We were so used to call the traditional Malay or Indonesian fried fritters as Goreng Pisang instead Pisang Goreng – the grammatical correct term for these popular snacks.
History of Pisang Goreng – in the old day, banana trees were commonly planted around the villages and were one of the most common fruits available in the Kampong. Bananas tend to rot rapidly once ripe, in order to preserve the fruit, the Malay or Indonesian cleverly coat it with flour, deep fried to golden brown to extend the shelf life for those overly ripe banana fruit, this deep fried fritter has soon garnered its popularity and that shaped the born of Pisang Goreng.
As the time evolved, more varieties are added to the lists and the definition of Pisang Goreng has expanded not just bananas (Pisang) but includes a wider assortments examples the sweet potatoes, yam, green bean, cempedak and the more unique nian guo (the Chinese New Year sticky cake sandwiched by the yam or sweet potatoes).
Good Pisang Goreng relies on the type of flour used and how it was battered and deep fried besides the right content encased by the flour. The end results should be a thin, light, fragrance and crispy battered coating exteriorly to create a seamlessly pairing with the internal content.
When talk about good Pisang Goreng, Boon Pisang Goreng naturally the first name surfaced out in many people’s mind, what is their winning formula to conquer the hearts of their fans?
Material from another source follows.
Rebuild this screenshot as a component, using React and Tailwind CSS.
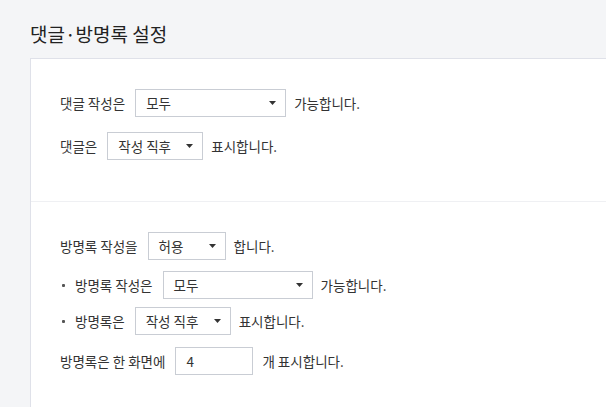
import React from "react";

const font = { fontFamily: '"Noto Sans CJK KR", "Noto Sans", sans-serif' };

function Arrow() {
  return (
    <svg width="7" height="4" viewBox="0 0 7 4" className="shrink-0">
      <path d="M0 0 H7 L3.5 4 Z" fill="#333" />
    </svg>
  );
}

function Select({ value, w }) {
  return (
    <div
      className={`h-[28px] ${w} border border-[#c9cdd4] bg-white flex items-center justify-between pl-[10px] pr-[9px] text-[#333]`}
    >
      <span>{value}</span>
      <Arrow />
    </div>
  );
}

function Bullet() {
  return <span className="w-[3px] h-[3px] bg-[#555] rounded-[1px] ml-[2px] mr-[10px]" />;
}

export default function App() {
  return (
    <div
      className="w-[606px] h-[407px] overflow-hidden bg-[#f4f5f7] flex flex-col text-[13.5px] text-[#333]"
      style={font}
    >
      <div className="h-[58px] pt-[21px] pl-[30px] text-[19px] leading-[26px] text-[#222]">
        댓글·방명록 설정
      </div>
      <div className="flex-1 ml-[30px] bg-white border-l border-t border-[#dfe1e9]">
        <div className="pt-[30px] pb-[41px] pl-[29px] border-b border-[#eff0f3]">
          <div className="flex items-center">
            <span className="mr-[10px]">댓글 작성은</span>
            <Select value="모두" w="w-[151px]" />
            <span className="ml-[8px]">가능합니다.</span>
          </div>
          <div className="flex items-center mt-[15px]">
            <span className="mr-[10px]">댓글은</span>
            <Select value="작성 직후" w="w-[96px]" />
            <span className="ml-[8px]">표시합니다.</span>
          </div>
        </div>
        <div className="pt-[30px] pl-[29px]">
          <div className="flex items-center">
            <span className="mr-[10px]">방명록 작성을</span>
            <Select value="허용" w="w-[78px]" />
            <span className="ml-[8px]">합니다.</span>
          </div>
          <div className="flex items-center mt-[11px]">
            <Bullet />
            <span className="mr-[10px]">방명록 작성은</span>
            <Select value="모두" w="w-[150px]" />
            <span className="ml-[8px]">가능합니다.</span>
          </div>
          <div className="flex items-center mt-[8px]">
            <Bullet />
            <span className="mr-[10px]">방명록은</span>
            <Select value="작성 직후" w="w-[96px]" />
            <span className="ml-[8px]">표시합니다.</span>
          </div>
          <div className="flex items-center mt-[12px]">
            <span className="mr-[10px]">방명록은 한 화면에</span>
            <div className="h-[28px] w-[78px] border border-[#c9cdd4] flex items-center pl-[10px]">4</div>
            <span className="ml-[9px]">개 표시합니다.</span>
          </div>
        </div>
      </div>
    </div>
  );
}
We made a special trip to visit Boon Pisang Goreng at its new premises at the Balestier Market. It is hard to resist the temptation of not ordering all the varieties on display, the light battered coating was beautifully fried and you can’t find a piece with a burnt corner or uneven colour tone.
We tried their Signature Pisang Goreng on top of the Green bean, sweet potatoes, yam and the nian guo. Pisang Goreng must be eaten fresh while hot to appreciate the crispiness and fragrance of the coating; our high humidity environment could turn a best Pisang Goreng to be rather shabby in a short time.
Boon Pisang Goreng has delivered the same good fritters just it did at LongHouse, you can fully enjoy the crispy soft (not hard) coating which is their wild card and where all the praises all about. Pisang Goreng was our after lunch snack and this heavy duty fritters have not put off our gastronomic to accept the extra indulgence. We savoured every mouthful of this sinfully but delectable Goreng.
Each piece of Pisang Goreng costs in between 70 cents to $1.10.
Boon Pisang Goreng (Longhouse)
Add: Balestier Market and Food Centre, Stall 18, 411 Balestier Road, Singapore 329930
Hrs: 11am to 8.30pm daily (or until sold out)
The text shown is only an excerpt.